Not everyone can participate in Fedwire.

I believe it also requires that you put your assets one of their accounts if you're going to use it, so you're relying on the credit of the U.S. government (which is pretty good, but still adds risk, and subject to U.S. laws) until you withdraw your funds. And there's probably a lengthy process to deposit and withdraw funds.


Besides cost there is also risk- a transfer of this size in the light of day would raise a lot of questions- Where did this money come from? Was tax paid? And depending on the reason for the transaction regulators may interfere or freeze the funds.


Yes, because making sure someone isn't buying a nuke on the black market and is paying the taxes they owe is just terrible. Don't get me wrong, the regulatory framework for money transfers seems to suck, but I don't want to go from "shitty regulation" to "zero regulation", I want to go from "shitty regulation" to "smart regulation".


>I want to go from "shitty regulation" to "smart regulation".

I'm tempted to conclude this is something that happens so rarely you may as well count the times it happens as a rounding error.

It's a bit like saying government will just work if we only vote for the right candidate.


I'm tempted to conclude this is something that happens so rarely you may as well count the times it happens as a rounding error.

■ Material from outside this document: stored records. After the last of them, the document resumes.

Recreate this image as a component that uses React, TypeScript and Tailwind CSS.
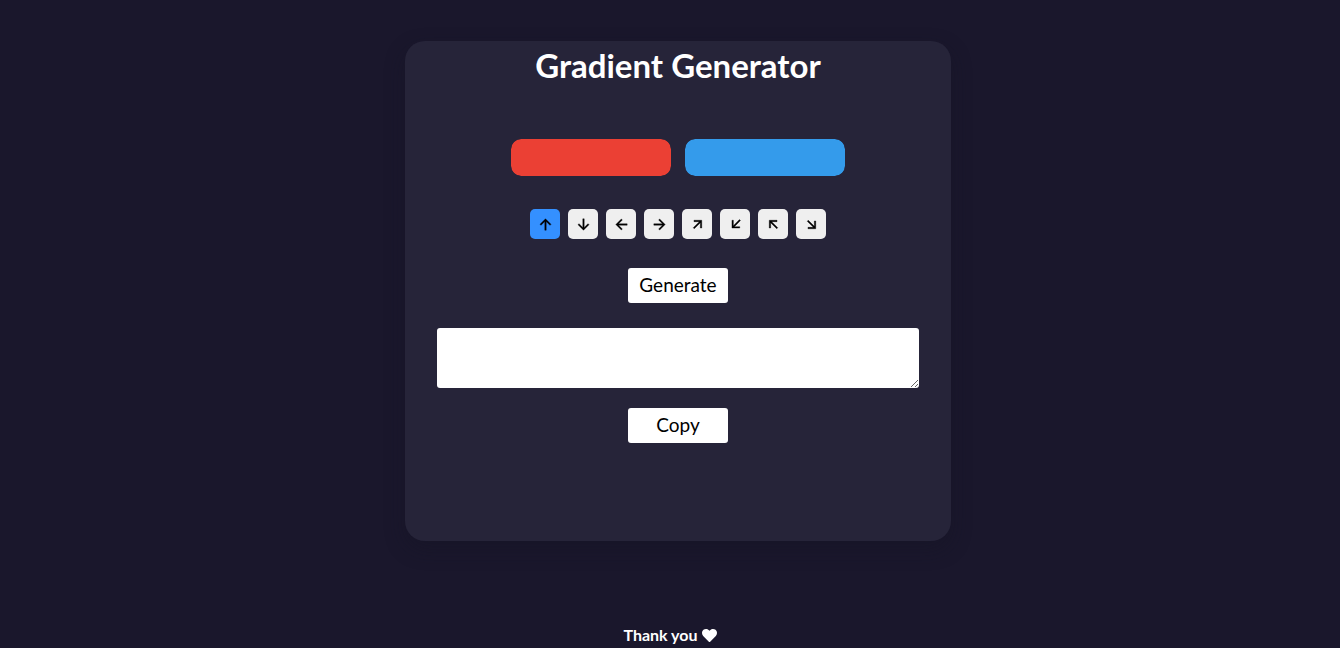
import { useState } from "react";
import {
  RiArrowUpLine,
  RiArrowDownLine,
  RiArrowLeftLine,
  RiArrowRightLine,
  RiArrowRightUpLine,
  RiArrowLeftDownLine,
  RiArrowLeftUpLine,
  RiArrowRightDownLine,
} from "react-icons/ri";
import { FaHeart } from "react-icons/fa";

const directions = [
  { value: "to top", Icon: RiArrowUpLine },
  { value: "to bottom", Icon: RiArrowDownLine },
  { value: "to left", Icon: RiArrowLeftLine },
  { value: "to right", Icon: RiArrowRightLine },
  { value: "to top right", Icon: RiArrowRightUpLine },
  { value: "to bottom left", Icon: RiArrowLeftDownLine },
  { value: "to top left", Icon: RiArrowLeftUpLine },
  { value: "to bottom right", Icon: RiArrowRightDownLine },
];

const swatch =
  "h-[37px] w-40 cursor-pointer appearance-none rounded-[10px] border-0 p-0 [&::-webkit-color-swatch-wrapper]:p-0 [&::-webkit-color-swatch]:rounded-[10px] [&::-webkit-color-swatch]:border-0";
const action =
  "h-[35px] w-[100px] cursor-pointer rounded-[3px] bg-white pb-0.5 text-[19px] leading-none text-black";

export default function App() {
  const [from, setFrom] = useState("#eb4034");
  const [to, setTo] = useState("#349beb");
  const [direction, setDirection] = useState("to top");
  const [code, setCode] = useState("");

  return (
    <div className="flex min-h-screen flex-col items-center justify-between bg-[#1a172c] pt-[41px] font-['Lato',sans-serif] text-white">
      <main className="ml-4 flex min-h-[500px] w-full max-w-[546px] flex-col items-center rounded-[20px] bg-[#262439] px-8 shadow-[0_8px_20px_rgba(20,20,36,0.4)]">
        <h1 className="text-[33px] leading-[48px] font-bold">Gradient Generator</h1>
        <div className="mt-[50px] flex gap-3.5">
          <input
            type="color"
            aria-label="First color"
            className={swatch}
            value={from}
            onChange={(e) => setFrom(e.target.value)}
          />
          <input
            type="color"
            aria-label="Second color"
            className={swatch}
            value={to}
            onChange={(e) => setTo(e.target.value)}
          />
        </div>
        <div className="mt-[33px] flex gap-2">
          {directions.map(({ value, Icon }) => (
            <button
              key={value}
              type="button"
              aria-label={value}
              aria-pressed={direction === value}
              onClick={() => setDirection(value)}
              className={
                direction === value
                  ? "flex size-[30px] items-center justify-center rounded-[5px] bg-[#3490ff] text-black"
                  : "flex size-[30px] items-center justify-center rounded-[5px] bg-[#efefef] text-black"
              }
            >
              <Icon className="size-[17px] stroke-current [stroke-width:0.5]" />
            </button>
          ))}
        </div>
        <button
          type="button"
          className={`mt-[29px] ${action}`}
          onClick={() => setCode(`background-image: linear-gradient(${direction}, ${from}, ${to});`)}
        >
          Generate
        </button>
        <textarea
          aria-label="Gradient CSS"
          className="mt-[25px] h-[60px] w-full resize rounded-[3px] bg-white p-2 text-base text-black outline-none"
          value={code}
          onChange={(e) => setCode(e.target.value)}
        />
        <button
          type="button"
          className={`mt-5 ${action}`}
          onClick={() => navigator.clipboard?.writeText(code)}
        >
          Copy
        </button>
      </main>
      <footer className="flex items-center gap-1 pb-0.5 text-[16px] leading-[22px] font-bold">
        Thank you <FaHeart className="size-[15px]" />
      </footer>
    </div>
  );
}
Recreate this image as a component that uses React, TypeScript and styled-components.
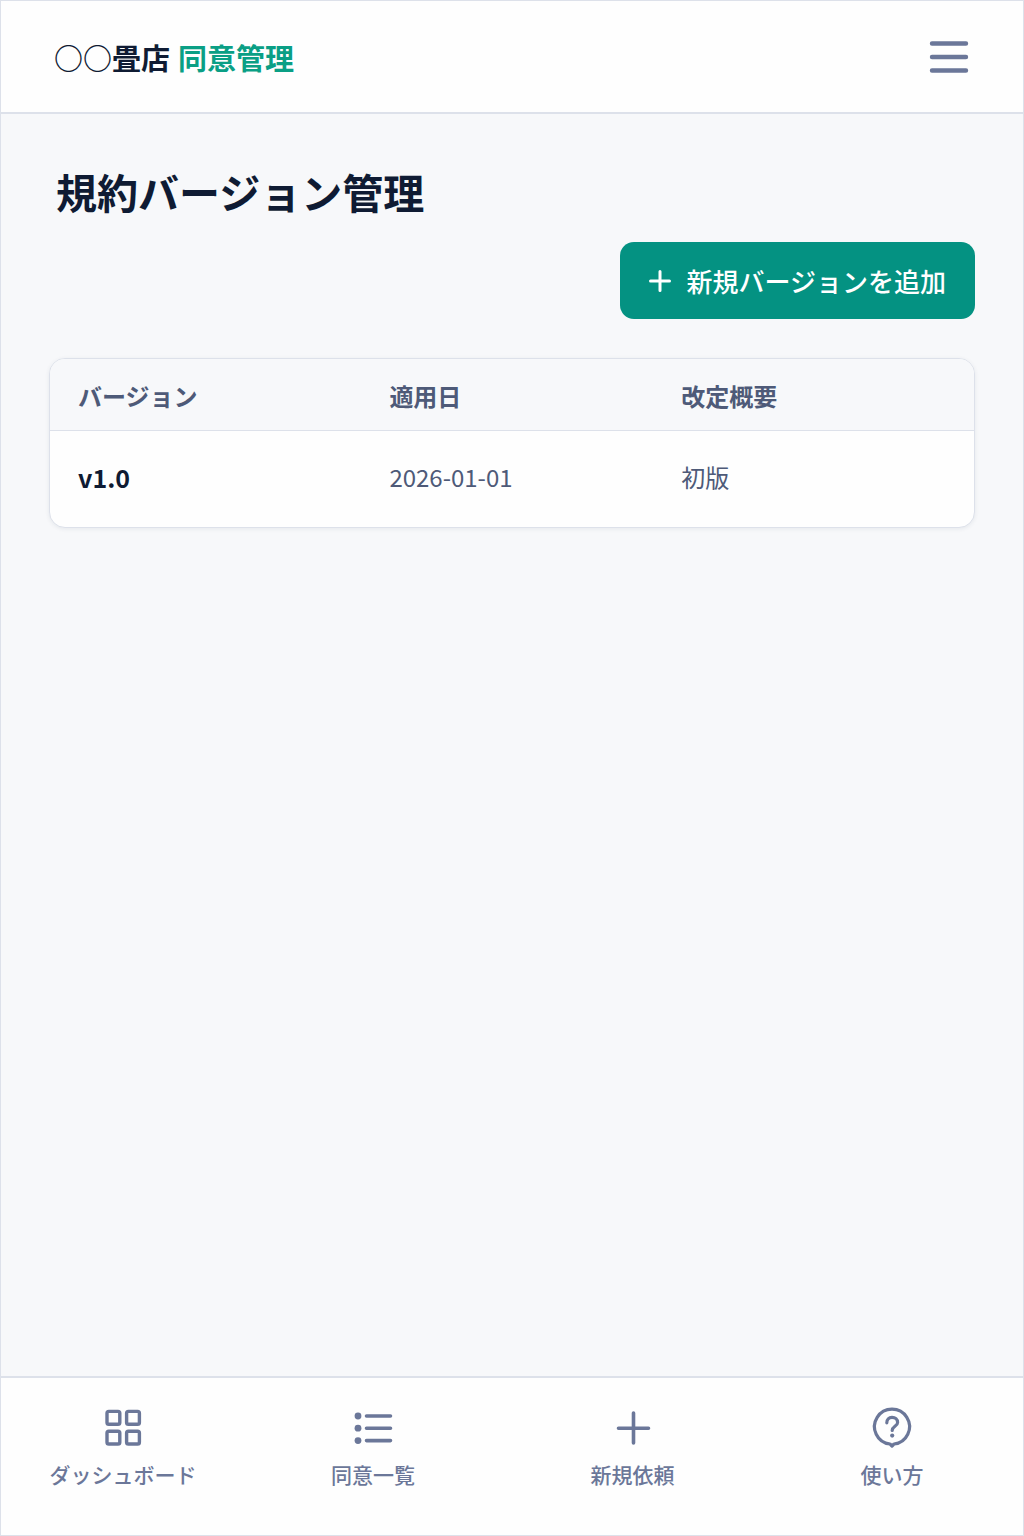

Everyone's tempted to conclude things like that, but there's a subtle fallacy happening when we do. Generally speaking, we notice government programs of all stripes when they get in our way. When they don't get in our way, we don't. It's very easy for someone paying attention to the news to be able to rattle off incidents where the FDA and FEMA and the SEC screwed up, because the screw-ups are in the news. But when they do their job correctly we never hear about it. Basically, the dataset we carry around in our heads about How Well Government Works is substantially biased toward instances of failure.

The only way to really measure how useful a regulation is or isn't is to determine what it is the regulation is supposed to address and examine a substantial set of "before and after" data points; trotting out vivid but essentially anecdotal examples of WHEN REGULATORS GO BAD makes for great editorializing, but it doesn't actually tell us very much.


whoa whoa whoa, that would never happen in bitcoin libertarian paradise


"Where did this money come from?"

I guess, not from you. Is that the reason to question it?

"Was tax paid?"

What makes you think that this money supposed to be taxed?


If it is a transfer between two accounts owned by two different people - I guess that this huge amount would be taxable with some amount.


What is taxable is not determined by the amount nor by ownership of accounts.


Keep in mind though, this transaction was nearly instantaneous. Bank Wire transfers take 3-4 days to complete (at least, as far as I know with normal-person quantities of money). Instant international money transfer is amazing!


No, that's ACH. SWIFT (or even FedWire) transfers happen within a few minutes.


Fedwire and other real time gross settlement services (RTGS) are almost instantaneous.

SWIFT transfers usually are not: SWIFT is a way to communicate messages about transfers between banks, but they would still need a way to do the actual settlement. This could be very fast in the case of two large banks in different countries: if you are a customer in bank A, which has a correspondent account with B, and the recipient is also a customer with bank B. Then bank A can use SWIFT to say “please transfer $1 trillion from our account to the recipient’s account”, and that could happen instantly. (It usually doesn’t.)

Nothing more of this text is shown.